Les radios catholiques dans le viseur
L’étau se resserre autour de l’Église nicaraguayenne depuis ces dernières semaines. Dans le diocèse de Matagalpa, Radio Hermanos a récemment été contrainte à fermer ses portes. Le 1er août, le personnel de l'Institut des télécommunications et des services postaux s'est présenté au siège de la station pour annoncer l'arrêt de sa programmation. Mgr Álvarez Lagos a essayé de prier dans la rue, emportant même l'Eucharistie dans un ostensoir, mais il a été arrêté par des policiers. Vendredi, il a invité les fidèles à observer une journée de jeûne et de prière. La licence de la station de radio n'a pas été renouvelée alors que le prélat lui-même avait soumis les documents nécessaires au renouvellement en 2016. Outre Radio Hermanos, la plus ancienne radio catholique du pays, Radio Católica de Sébaco, Radio Nuestra Señora de Lourdes, La Dalia, Radio Alliens de San Dionisio, Radio Monte Carmelo de Río Blanco, Radio San José de Matiguas et Radio Santa Lucía de Ciudad Darío ont également été censurées.

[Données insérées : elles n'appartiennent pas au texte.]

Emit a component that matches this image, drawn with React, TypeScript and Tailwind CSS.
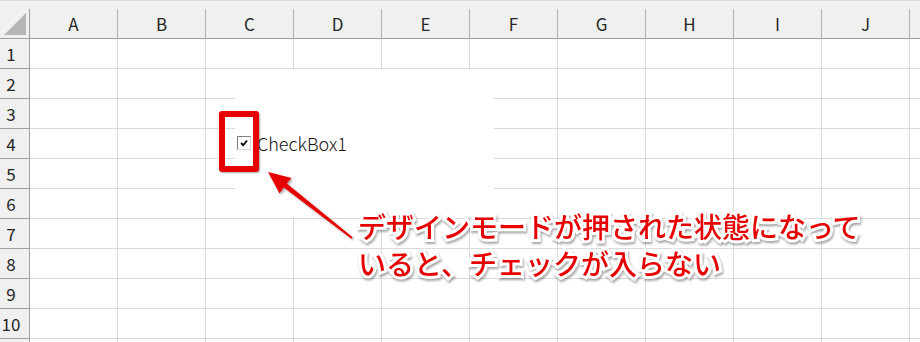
import React from "react";

const COLS = ["A", "B", "C", "D", "E", "F", "G", "H", "I", "J"];
const ROWS = [1, 2, 3, 4, 5, 6, 7, 8, 9, 10, 11];

export default function App() {
  return (
    <div
      className="relative w-[920px] h-[342px] overflow-hidden bg-white"
      style={{ fontFamily: '"Noto Sans CJK JP", "Noto Sans", sans-serif' }}
    >
      {/* top strip */}
      <div className="h-[9px] bg-[#f0f0f0] border-t border-[#d9d9d9]" />
      {/* column header row */}
      <div className="flex h-[30px] bg-[#f0f0f0] border-b border-[#9f9f9f]">
        <div className="relative w-[30px] shrink-0 border-r border-[#9f9f9f]">
          <svg className="absolute left-[4px] top-[4px]" width="22" height="22" viewBox="0 0 22 22">
            <polygon points="22,0 22,22 0,22" fill="#b5b5b5" />
          </svg>
        </div>
        {COLS.map((c) => (
          <div
            key={c}
            className="w-[88px] shrink-0 border-r border-[#b0b0b0] flex items-center justify-center text-[17px] text-[#262626] leading-none"
          >
            {c}
          </div>
        ))}
        <div className="flex-1" />
      </div>
      {/* rows */}
      {ROWS.map((r) => (
        <div key={r} className="flex h-[30px]">
          <div className="w-[30px] shrink-0 bg-[#f0f0f0] border-r border-b border-[#9f9f9f] flex items-center justify-center pr-[7px] text-[17px] text-[#262626] leading-none">
            {r <= 10 ? r : ""}
          </div>
          {COLS.map((c) => (
            <div key={c} className="w-[88px] shrink-0 border-r border-b border-[#dadada]" />
          ))}
          <div className="flex-1 border-b border-[#dadada]" />
        </div>
      ))}

      {/* design-mode control area */}
      <div className="absolute left-[235px] top-[70px] w-[259px] h-[147px] bg-white" />
      <div className="absolute left-[237px] top-[136px] w-[14px] h-[14px] bg-white border border-t-[#808080] border-l-[#808080] border-r-[#d8d8d8] border-b-[#d8d8d8] flex items-center justify-center">
        <svg width="10" height="10" viewBox="0 0 10 10">
          <path d="M2 5 L4.2 7.2 L8 2.5" stroke="#000" strokeWidth="1.8" fill="none" />
        </svg>
      </div>
      <div className="absolute left-[257px] top-[131px] text-[18px] leading-[24px] font-light text-[#111]">
        CheckBox1
      </div>

      {/* red highlight box */}
      <div className="absolute left-[219px] top-[111px] w-[40px] h-[61px] border-[6px] border-[#e60000] rounded-[3px] shadow-[1px_1px_2px_rgba(0,0,0,0.35)]" />

      {/* arrow */}
      <svg className="absolute left-0 top-0" width="920" height="342" viewBox="0 0 920 342">
        <defs>
          <filter id="sh" x="-20%" y="-20%" width="140%" height="140%">
            <feDropShadow dx="1.5" dy="1.5" stdDeviation="1" floodColor="#000" floodOpacity="0.35" />
          </filter>
        </defs>
        <polygon
          filter="url(#sh)"
          fill="#e60000"
          points="268,172 291.5,178 286.8,183.6 352.6,237.2 351.4,238.8 283.8,187.6 279.5,193.5"
        />
      </svg>

      {/* annotation */}
      <div
        className="absolute left-[358px] top-[208px] text-[28px] leading-[37px] font-medium text-[#e60000] whitespace-nowrap [-webkit-text-stroke:6px_white] [paint-order:stroke_fill] [filter:drop-shadow(1px_2px_1px_rgba(0,0,0,0.35))]"
      >
        <div>デザインモードが押された状態になって</div>
        <div>いると、チェックが入らない</div>
      </div>
    </div>
  );
}
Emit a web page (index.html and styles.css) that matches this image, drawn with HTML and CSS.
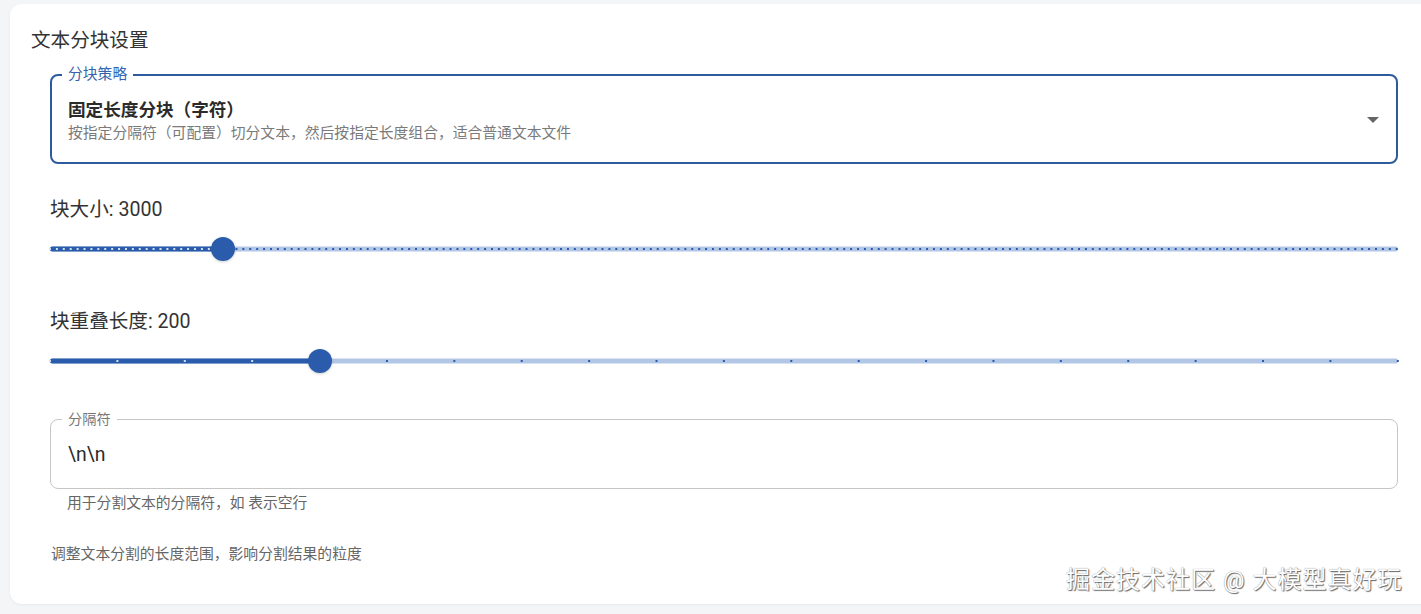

La fermeture des stations de radio et de télévision catholiques a été décrite par l'Union européenne et les États-Unis comme une «décision arbitraire». L'UE et les États-Unis ont également condamné l'occupation des stations et la fermeté adoptée par la police à l'encontre de ceux qui protestaient contre l'interruption des diffusions. Pour le porte-parole du Service d'action extérieure de l'Union européenne, Peter Stano, il s'agit d'une «nouvelle violation de la liberté d'expression et de la liberté de religion ou de conviction au Nicaragua». La Commission interaméricaine des droits de l'homme et le Bureau du rapporteur spécial sur la liberté d'expression ont également condamné fermement «la fermeture arbitraire» des sept dernières stations de radio catholiques du Nicaragua, ainsi que l'entrée violente de la police dans une paroisse, selon l'agence de presse Efe.
Les autorités gouvernementales avaient aussi ordonné le mois dernier l'expulsion des Missionnaires de la Charité de Mère Teresa de Calcutta, parce qu'elles n'auraient pas rempli certaines obligations légales, tout comme d'autres ONG.
Tensions croissantes entre le gouvernement et l'Église
L'évêque de Matagalpa réclame depuis des années le respect de la liberté religieuse et s'élève sans relâche contre l'injustice. «Sa soutane ne lui confère pas l'impunité», a averti vendredi dernier le député Wilfredo Navarro, membre du parti sandiniste du président Daniel Ortega, dans un article publié sur le site de la télévision publique Canal 4. Il accuse également l’évêque d’avoir dirigé, avec d'autres prêtres, la tentative de coup d'État de 2018, ourdie selon le président Ortega par Washington avec la complicité de l'Église catholique. Cette année-là, des manifestants exigeant la démission du président du Nicaragua se sont réfugiés dans des églises, et les relations entre l'Église catholique et le gouvernement d'Ortega sont dégradées depuis lors. La crise a également conduit à l'expulsion du nonce apostolique Mgr Waldemar Sommertag en mars dernier.
Daniel Ortega, 76 ans, ancien guérillero sandiniste, a été réélu en novembre 2021 pour un quatrième mandat présidentiel consécutif, lors d'un scrutin où tous ses adversaires potentiels étaient absents, ayant été arrêtés ou contraints à l'exil. Les manifestations demandant sa démission il y a quatre ans ont été réprimées dans le sang, avec un bilan de plus de 350 personnes tuées, des centaines de personnes emprisonnées et des dizaines de milliers d'exilés, selon la Commission interaméricaine des droits de l'homme.